Taxpayers could refuse to pay tax demands

HMRC chiefs face time limit over errors

Published: 07/09/2010

PEOPLE hit with an unexpected tax demand may be able to refuse to pay up, it was claimed today.

Experts have revealed HM Revenue & Customs could have exceeded its own time limits in which to ask for the money.

Under tax rules HMRC must issue demands for underpaid tax within 12 months of the end of the tax year in which it became aware that people had underpaid.

It emerged that nearly six million people have paid the wrong amount of tax through the Pay As You Earn (PAYE) system.

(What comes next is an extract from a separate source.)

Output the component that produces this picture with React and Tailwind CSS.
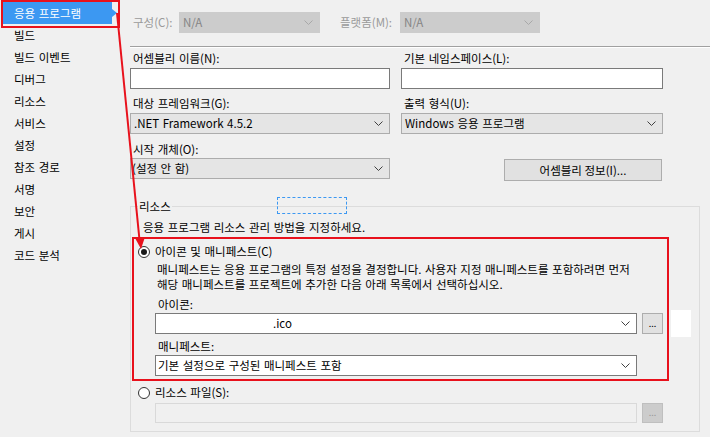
import React from 'react';

const sideItems = ['응용 프로그램', '빌드', '빌드 이벤트', '디버그', '리소스', '서비스', '설정', '참조 경로', '서명', '보안', '게시', '코드 분석'];

const Chevron = ({ color = '#404040' }) => (
    <svg width="9" height="5" viewBox="0 0 9 5" className="shrink-0">
        <polyline points="0.5,0.5 4.5,4.5 8.5,0.5" fill="none" stroke={color} strokeWidth="1" />
    </svg>
);

const Radio = ({ checked }) => (
    <span className="w-[12px] h-[12px] rounded-full border border-[#333] bg-white flex items-center justify-center shrink-0">
        {checked && <span className="w-[6px] h-[6px] rounded-full bg-[#1a1a1a]" />}
    </span>
);

const Label = ({ children, className = '' }) => (
    <div className={`h-[16px] leading-[16px] pl-[3px] ${className}`}>{children}</div>
);

const App = () => {
    return (
        <div className="relative w-[710px] h-[437px] overflow-hidden bg-[#f0f0f0] text-[11.5px] [word-spacing:1px] text-black font-['Noto_Sans_CJK_KR',sans-serif] flex">
            {/* Sidebar */}
            <div className="w-[130px] shrink-0 pt-[2px] pl-[3px]">
                {sideItems.map((item, i) => (
                    <div
                        key={item}
                        className={
                            i === 0
                                ? 'relative h-[22px] leading-[22px] pl-[11px] w-[109px] bg-[#3c98f2] text-white'
                                : 'h-[22px] leading-[22px] pl-[11px]'
                        }
                    >
                        {item}
                        {i === 0 && (
                            <span className="absolute left-full top-[7px] border-y-[4px] border-y-transparent border-l-[5px] border-l-[#3c98f2]" />
                        )}
                    </div>
                ))}
            </div>

            {/* Content */}
            <div className="flex-1 pt-[12px]">
                <div className="flex items-center h-[21px]">
                    <span className="w-[49px] pl-[3px] text-[#9a9a9a]">구성(C):</span>
                    <div className="w-[141px] h-[21px] bg-[#cccccc] border border-[#cccccc] flex items-center justify-between pl-[3px] pr-[6px] text-[#858585]">
                        N/A <Chevron color="#a8a8a8" />
                    </div>
                    <span className="ml-[20px] w-[60px] text-[#9a9a9a]">플랫폼(M):</span>
                    <div className="w-[140px] h-[21px] bg-[#cccccc] border border-[#cccccc] flex items-center justify-between pl-[3px] pr-[6px] text-[#858585]">
                        N/A <Chevron color="#a8a8a8" />
                    </div>
                </div>

                <div className="mt-[13px] border-t border-t-[#a0a0a0] border-b border-b-white" />

                <div className="grid grid-cols-[260px_262px] gap-x-[11px]">
                    <div>
                        <Label className="mt-[2px] mb-[2px]">어셈블리 이름(N):</Label>
                        <div className="h-[21px] bg-white border border-[#7a7a7a]" />
                    </div>
                    <div>
                        <Label className="mt-[2px] mb-[2px]">기본 네임스페이스(L):</Label>
                        <div className="h-[21px] bg-white border border-[#7a7a7a]" />
                    </div>
                    <div>
                        <Label className="mt-[6px] mb-[2px]">대상 프레임워크(G):</Label>
                        <div className="h-[21px] bg-[#e5e5e5] border border-[#acacac] flex items-center justify-between pl-[3px] pr-[6px]">
                            .NET Framework 4.5.2 <Chevron />
                        </div>
                    </div>
                    <div>
                        <Label className="mt-[6px] mb-[2px]">출력 형식(U):</Label>
                        <div className="h-[21px] bg-[#e5e5e5] border border-[#acacac] flex items-center justify-between pl-[3px] pr-[6px]">
                            Windows 응용 프로그램 <Chevron />
                        </div>
                    </div>
                    <div>
                        <Label className="mt-[7px] mb-[1px]">시작 개체(O):</Label>
                        <div className="h-[21px] bg-[#e5e5e5] border border-[#acacac] flex items-center justify-between pl-[1px] pr-[6px]">
                            (설정 안 함) <Chevron />
                        </div>
                    </div>
                    <div className="flex justify-end items-start pt-[25px]">
                        <button className="w-[158px] h-[22px] mr-[1px] bg-[#e1e1e1] border border-[#adadad] leading-[20px]">
                            어셈블리 정보(I)...
                        </button>
                    </div>
                </div>

                {/* Resources group */}
                <div className="relative mt-[25px] w-[570px] h-[226px] border border-[#dcdcdc]">
                    <span className="absolute -top-[9px] left-[7px] px-[1px] bg-[#f0f0f0] leading-[16px]">리소스</span>
                    <div className="pt-[12px] pl-[12px] h-[16px] leading-[16px] box-content">
                        응용 프로그램 리소스 관리 방법을 지정하세요.
                    </div>

                    <div className="mt-[2px] ml-[1px] w-[537px] h-[144px] border-2 border-[#e8111c] pt-[5px]">
                        <div className="flex items-center h-[16px] pl-[4px] gap-[5px]">
                            <Radio checked />
                            <span>아이콘 및 매니페스트(C)</span>
                        </div>
                        <div className="mt-[2px] pl-[23px] leading-[15px]">
                            <div>매니페스트는 응용 프로그램의 특정 설정을 결정합니다. 사용자 지정 매니페스트를 포함하려면 먼저</div>
                            <div>해당 매니페스트를 프로젝트에 추가한 다음 아래 목록에서 선택하십시오.</div>
                        </div>
                        <div className="pl-[21px]">
                            <Label className="mt-[4px] mb-[1px]">아이콘:</Label>
                            <div className="flex gap-[5px]">
                                <div className="w-[482px] h-[21px] bg-white border border-[#7a7a7a] flex items-center justify-between pl-[117px] pr-[6px]">
                                    .ico <Chevron />
                                </div>
                                <button className="w-[21px] h-[21px] bg-[#e1e1e1] border border-[#adadad] text-[9px] leading-[14px]">...</button>
                            </div>
                            <Label className="mt-[4px] mb-[1px]">매니페스트:</Label>
                            <div className="w-[482px] h-[21px] bg-white border border-[#7a7a7a] flex items-center justify-between pl-[2px] pr-[6px]">
                                기본 설정으로 구성된 매니페스트 포함 <Chevron />
                            </div>
                        </div>
                    </div>

                    <div className="mt-[4px] flex items-center h-[16px] pl-[7px] gap-[5px]">
                        <Radio />
                        <span>리소스 파일(S):</span>
                    </div>
                    <div className="mt-[2px] pl-[24px] flex gap-[5px]">
                        <div className="w-[482px] h-[20px] bg-[#f0f0f0] border border-[#d9d9d9]" />
                        <button className="w-[21px] h-[20px] bg-[#cccccc] border border-[#bfbfbf] text-[9px] text-[#999] leading-[12px]">...</button>
                    </div>
                </div>
            </div>

            {/* Overlays */}
            <div className="absolute left-[277px] top-[197px] w-[70px] h-[17px] border border-dashed border-[#3c98f2]" />
            <div className="absolute left-[671px] top-[310px] w-[20px] h-[27px] bg-white" />
            <div className="absolute left-[1px] top-0 w-[119px] h-[28px] border-2 border-[#e8111c]" />
            <svg className="absolute inset-0 pointer-events-none" width="710" height="437">
                <line x1="117" y1="13" x2="139.5" y2="240" stroke="#e8111c" strokeWidth="2" />
                <polygon points="135,238 145,237 141,249" fill="#e8111c" />
            </svg>
        </div>
    );
};

export default App;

Around 4.3m of these have paid too much and are due a refund, but 1.4m have underpaid and will have to hand over an average of £1,428 each.

But if people provided HMRC with all the information they needed to get their tax code right, it should have used this information within 12 months of the end of the tax year in which it was received to claw back the extra money.

If HMRC failed to do this, taxpayers can ask for an Extra Statutory Concession, also known as an ESC A19.

The latest round of errors date back to April 2008, meaning anyone who alerted HMRC to changes in the circumstances affecting their tax code before the start of the new tax year in April 2009 may be able to cite this clause.

Angela Beech, partner at chartered accountants Blick Rothenberg, said: “Those that receive these demands need to think before they automatically pay up.”

A total of £2 billion has been underpaid through the PAYE system over the past two years, while £1.8bn has been overpaid.

HMRC has begun sending out the first 45,000 letters to people who are affected.